**Given task**
Look through the data below and output, unchanged, every line from the one holding "Write a component" through the one holding "const TABS = ['圈文案', '收藏'];", inclusive. Skip the pictures.

**Dataset entries**
********

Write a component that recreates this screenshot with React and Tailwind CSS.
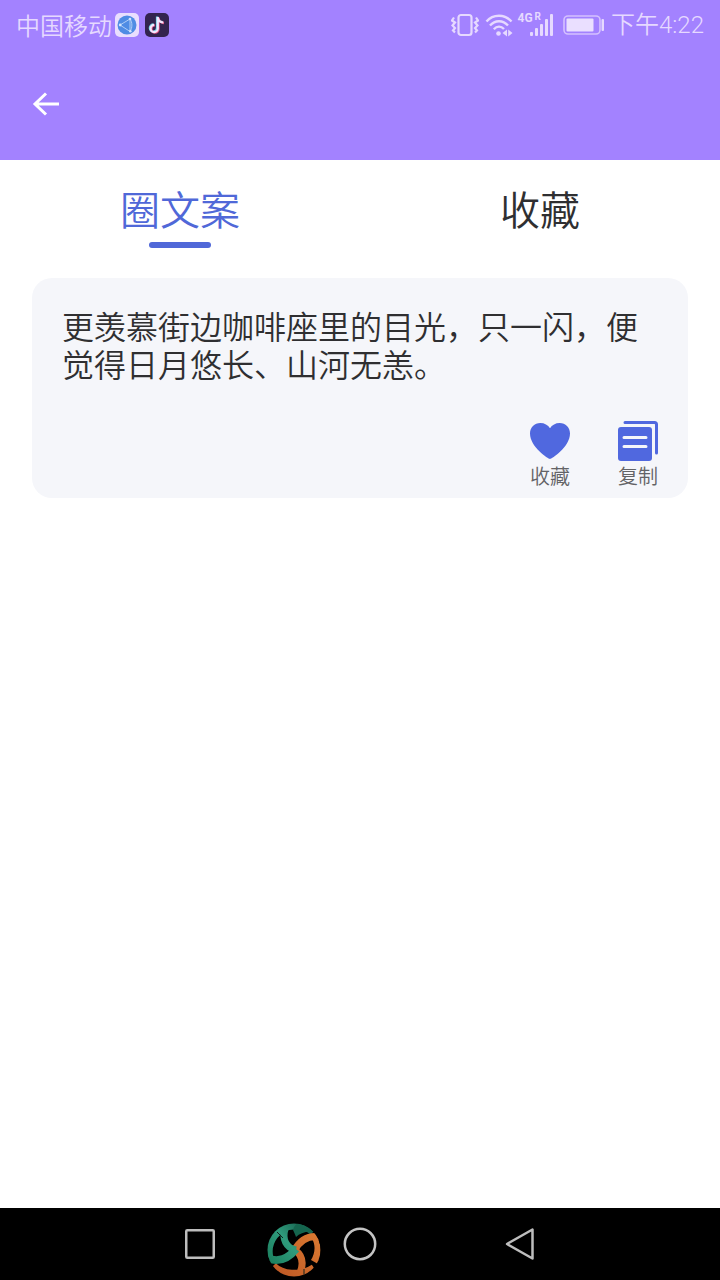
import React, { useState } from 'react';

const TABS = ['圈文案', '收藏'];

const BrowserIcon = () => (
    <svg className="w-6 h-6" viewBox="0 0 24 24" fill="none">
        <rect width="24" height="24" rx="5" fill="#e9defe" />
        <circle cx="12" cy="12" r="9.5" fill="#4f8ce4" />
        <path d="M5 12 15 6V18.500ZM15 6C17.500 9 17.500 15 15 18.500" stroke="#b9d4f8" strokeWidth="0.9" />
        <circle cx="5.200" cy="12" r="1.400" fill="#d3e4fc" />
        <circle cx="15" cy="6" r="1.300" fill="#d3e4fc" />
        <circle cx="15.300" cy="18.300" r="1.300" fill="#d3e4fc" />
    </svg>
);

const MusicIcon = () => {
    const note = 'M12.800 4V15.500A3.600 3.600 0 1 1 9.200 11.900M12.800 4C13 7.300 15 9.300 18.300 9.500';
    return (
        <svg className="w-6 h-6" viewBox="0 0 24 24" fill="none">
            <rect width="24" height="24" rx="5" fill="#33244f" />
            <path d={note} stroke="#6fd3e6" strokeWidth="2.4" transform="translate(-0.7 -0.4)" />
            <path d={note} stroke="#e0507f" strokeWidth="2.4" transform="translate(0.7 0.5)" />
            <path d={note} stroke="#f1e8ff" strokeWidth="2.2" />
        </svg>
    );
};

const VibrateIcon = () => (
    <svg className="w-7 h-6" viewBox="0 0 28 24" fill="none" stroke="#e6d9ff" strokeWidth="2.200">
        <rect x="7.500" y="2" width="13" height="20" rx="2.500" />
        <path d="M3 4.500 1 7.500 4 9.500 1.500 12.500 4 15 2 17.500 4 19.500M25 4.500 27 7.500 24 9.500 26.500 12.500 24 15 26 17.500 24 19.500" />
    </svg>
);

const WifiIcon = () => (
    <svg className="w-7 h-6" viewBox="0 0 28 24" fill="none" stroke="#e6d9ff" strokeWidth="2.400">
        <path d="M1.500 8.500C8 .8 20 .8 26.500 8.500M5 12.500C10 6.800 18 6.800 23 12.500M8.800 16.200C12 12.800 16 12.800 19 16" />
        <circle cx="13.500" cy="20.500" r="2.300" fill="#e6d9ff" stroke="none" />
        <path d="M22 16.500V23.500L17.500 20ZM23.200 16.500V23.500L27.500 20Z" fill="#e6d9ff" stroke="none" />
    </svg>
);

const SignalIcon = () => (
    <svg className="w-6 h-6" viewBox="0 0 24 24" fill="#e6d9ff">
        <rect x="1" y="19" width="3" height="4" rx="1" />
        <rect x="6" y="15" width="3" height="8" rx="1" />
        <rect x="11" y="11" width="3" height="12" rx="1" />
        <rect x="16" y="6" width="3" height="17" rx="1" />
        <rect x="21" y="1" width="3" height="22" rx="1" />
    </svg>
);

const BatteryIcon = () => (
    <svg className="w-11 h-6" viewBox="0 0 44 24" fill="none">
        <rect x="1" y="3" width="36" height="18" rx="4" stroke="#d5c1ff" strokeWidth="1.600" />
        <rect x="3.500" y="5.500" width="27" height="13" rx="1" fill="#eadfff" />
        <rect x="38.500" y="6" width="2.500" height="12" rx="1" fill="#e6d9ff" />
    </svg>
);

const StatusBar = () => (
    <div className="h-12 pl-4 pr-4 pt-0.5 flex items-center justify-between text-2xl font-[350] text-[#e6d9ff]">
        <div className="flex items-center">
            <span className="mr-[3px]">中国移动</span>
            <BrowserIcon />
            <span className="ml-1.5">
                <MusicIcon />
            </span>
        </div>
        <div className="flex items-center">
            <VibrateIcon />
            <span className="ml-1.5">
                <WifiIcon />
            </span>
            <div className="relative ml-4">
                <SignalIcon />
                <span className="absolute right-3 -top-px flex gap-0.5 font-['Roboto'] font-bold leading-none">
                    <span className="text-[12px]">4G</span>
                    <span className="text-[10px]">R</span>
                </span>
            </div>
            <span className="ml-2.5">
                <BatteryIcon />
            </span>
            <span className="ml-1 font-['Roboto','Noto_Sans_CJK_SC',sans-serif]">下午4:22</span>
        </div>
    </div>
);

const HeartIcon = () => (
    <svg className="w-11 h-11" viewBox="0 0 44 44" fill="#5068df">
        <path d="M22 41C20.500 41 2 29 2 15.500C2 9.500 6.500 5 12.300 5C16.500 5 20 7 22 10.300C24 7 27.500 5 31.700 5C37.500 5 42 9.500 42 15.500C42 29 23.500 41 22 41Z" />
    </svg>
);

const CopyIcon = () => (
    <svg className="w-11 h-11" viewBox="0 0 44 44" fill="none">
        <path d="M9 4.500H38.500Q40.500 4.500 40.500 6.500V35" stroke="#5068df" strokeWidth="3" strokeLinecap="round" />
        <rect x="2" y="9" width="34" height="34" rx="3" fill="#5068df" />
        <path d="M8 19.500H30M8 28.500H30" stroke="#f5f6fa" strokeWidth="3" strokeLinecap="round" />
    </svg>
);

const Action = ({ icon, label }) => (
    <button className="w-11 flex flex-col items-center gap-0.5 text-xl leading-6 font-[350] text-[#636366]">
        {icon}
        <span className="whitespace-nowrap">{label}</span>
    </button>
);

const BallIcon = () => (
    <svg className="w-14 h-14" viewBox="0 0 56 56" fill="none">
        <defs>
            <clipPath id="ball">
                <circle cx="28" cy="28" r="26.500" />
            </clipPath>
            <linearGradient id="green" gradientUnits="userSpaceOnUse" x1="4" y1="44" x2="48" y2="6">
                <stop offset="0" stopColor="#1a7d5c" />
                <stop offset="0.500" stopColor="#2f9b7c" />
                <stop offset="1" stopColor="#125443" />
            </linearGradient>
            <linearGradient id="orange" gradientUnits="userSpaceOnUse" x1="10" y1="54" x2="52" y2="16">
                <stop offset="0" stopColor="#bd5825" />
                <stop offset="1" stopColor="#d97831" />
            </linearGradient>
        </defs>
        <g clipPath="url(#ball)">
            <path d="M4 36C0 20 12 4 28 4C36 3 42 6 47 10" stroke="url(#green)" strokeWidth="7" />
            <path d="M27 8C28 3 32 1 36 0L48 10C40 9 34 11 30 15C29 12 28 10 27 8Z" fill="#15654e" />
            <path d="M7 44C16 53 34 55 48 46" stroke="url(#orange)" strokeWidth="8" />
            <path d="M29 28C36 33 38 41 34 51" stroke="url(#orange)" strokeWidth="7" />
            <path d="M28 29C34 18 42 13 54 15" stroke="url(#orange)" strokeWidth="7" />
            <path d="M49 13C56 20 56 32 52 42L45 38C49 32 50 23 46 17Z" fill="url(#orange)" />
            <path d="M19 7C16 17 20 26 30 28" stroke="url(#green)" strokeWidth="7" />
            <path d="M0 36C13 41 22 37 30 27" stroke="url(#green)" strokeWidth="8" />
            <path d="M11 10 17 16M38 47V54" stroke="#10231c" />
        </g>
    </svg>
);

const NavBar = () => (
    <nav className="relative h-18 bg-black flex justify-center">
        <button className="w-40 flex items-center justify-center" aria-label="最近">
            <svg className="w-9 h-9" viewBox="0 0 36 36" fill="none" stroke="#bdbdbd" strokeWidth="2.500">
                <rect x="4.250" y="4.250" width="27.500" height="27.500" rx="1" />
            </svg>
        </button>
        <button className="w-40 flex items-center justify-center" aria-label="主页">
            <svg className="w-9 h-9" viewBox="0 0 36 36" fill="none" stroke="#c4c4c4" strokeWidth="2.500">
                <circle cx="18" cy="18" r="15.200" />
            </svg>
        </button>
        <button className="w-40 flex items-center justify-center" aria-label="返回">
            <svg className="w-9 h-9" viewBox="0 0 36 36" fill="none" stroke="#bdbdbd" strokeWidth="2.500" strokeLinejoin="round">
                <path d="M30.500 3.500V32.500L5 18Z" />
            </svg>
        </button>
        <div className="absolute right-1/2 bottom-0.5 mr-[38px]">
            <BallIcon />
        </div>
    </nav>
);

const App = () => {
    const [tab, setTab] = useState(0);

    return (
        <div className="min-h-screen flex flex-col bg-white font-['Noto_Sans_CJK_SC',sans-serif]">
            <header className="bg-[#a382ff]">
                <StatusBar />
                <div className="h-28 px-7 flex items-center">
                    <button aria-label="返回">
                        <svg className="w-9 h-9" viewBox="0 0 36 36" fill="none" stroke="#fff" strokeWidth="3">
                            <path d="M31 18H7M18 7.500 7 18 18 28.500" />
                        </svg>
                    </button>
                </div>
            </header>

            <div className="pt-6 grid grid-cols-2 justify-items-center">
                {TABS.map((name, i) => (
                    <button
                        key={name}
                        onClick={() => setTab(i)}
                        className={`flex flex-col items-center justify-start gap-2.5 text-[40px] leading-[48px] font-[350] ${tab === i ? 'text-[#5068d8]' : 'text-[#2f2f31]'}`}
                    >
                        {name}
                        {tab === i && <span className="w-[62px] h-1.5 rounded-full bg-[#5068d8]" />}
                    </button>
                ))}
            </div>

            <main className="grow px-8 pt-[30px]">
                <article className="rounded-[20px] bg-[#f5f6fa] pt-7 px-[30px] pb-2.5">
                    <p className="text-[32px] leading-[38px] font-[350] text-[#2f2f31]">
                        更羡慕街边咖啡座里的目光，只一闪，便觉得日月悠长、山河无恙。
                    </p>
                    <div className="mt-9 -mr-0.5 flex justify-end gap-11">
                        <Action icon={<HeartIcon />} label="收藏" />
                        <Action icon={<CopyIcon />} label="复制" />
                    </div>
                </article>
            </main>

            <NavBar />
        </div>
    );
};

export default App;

********

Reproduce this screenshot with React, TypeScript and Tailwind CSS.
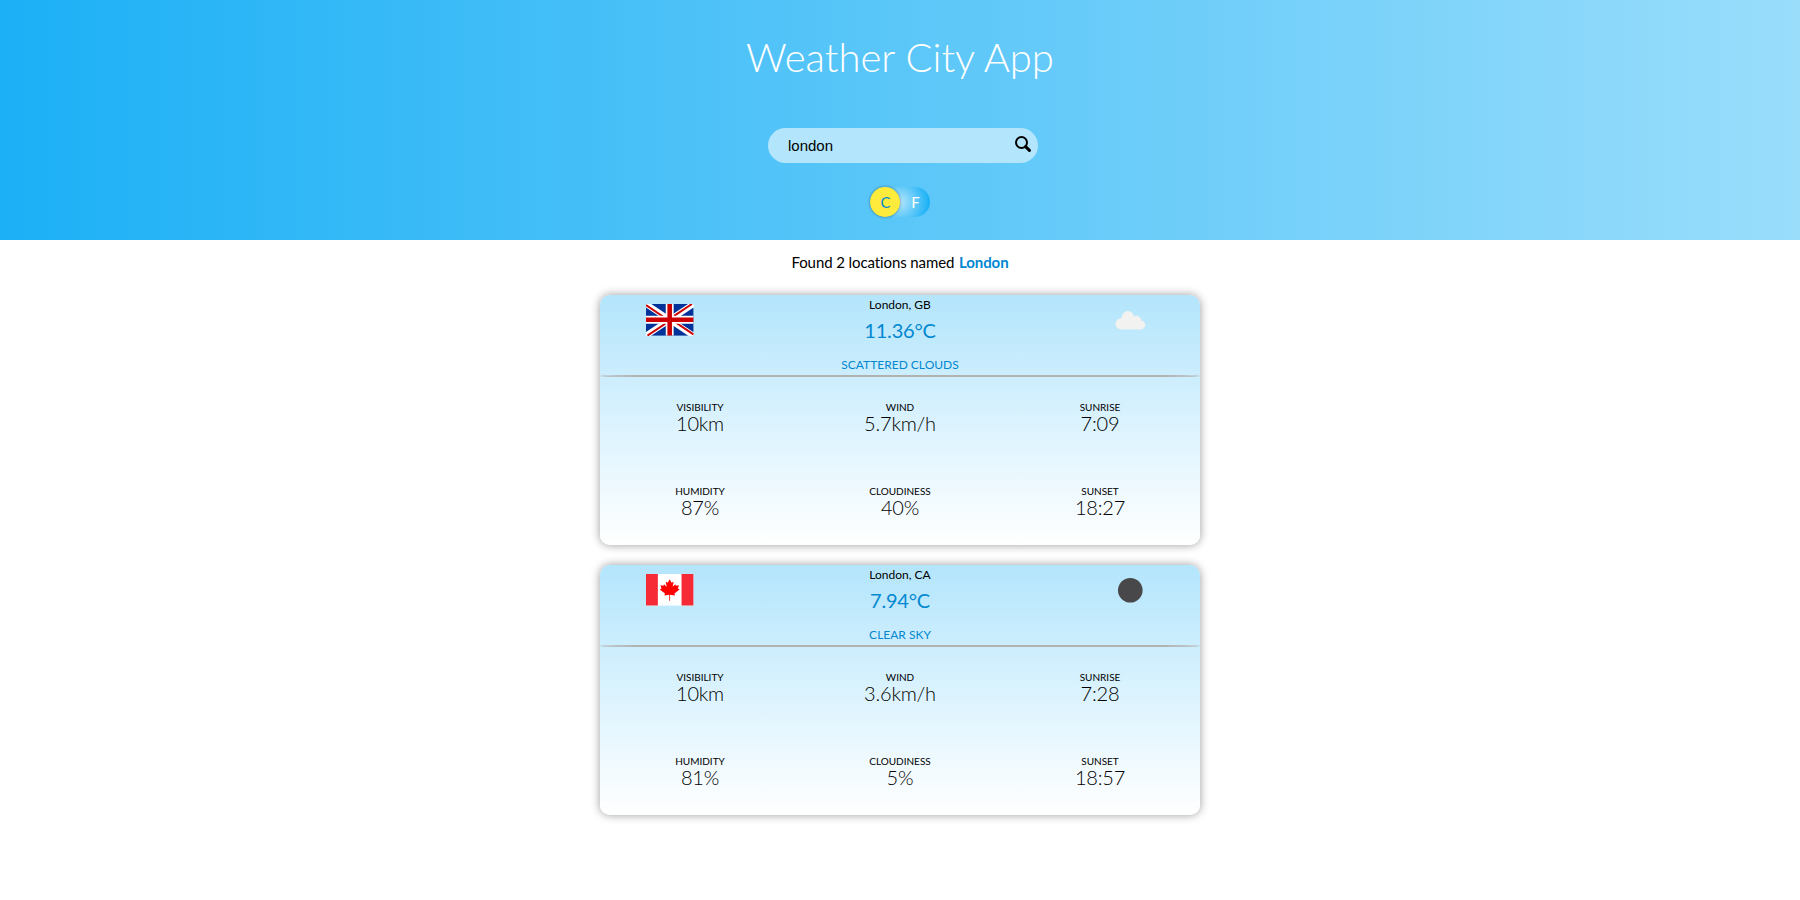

********

**Written answer**
Write a component that recreates this screenshot with React and Tailwind CSS.
import React, { useState } from 'react';

const TABS = ['圈文案', '收藏'];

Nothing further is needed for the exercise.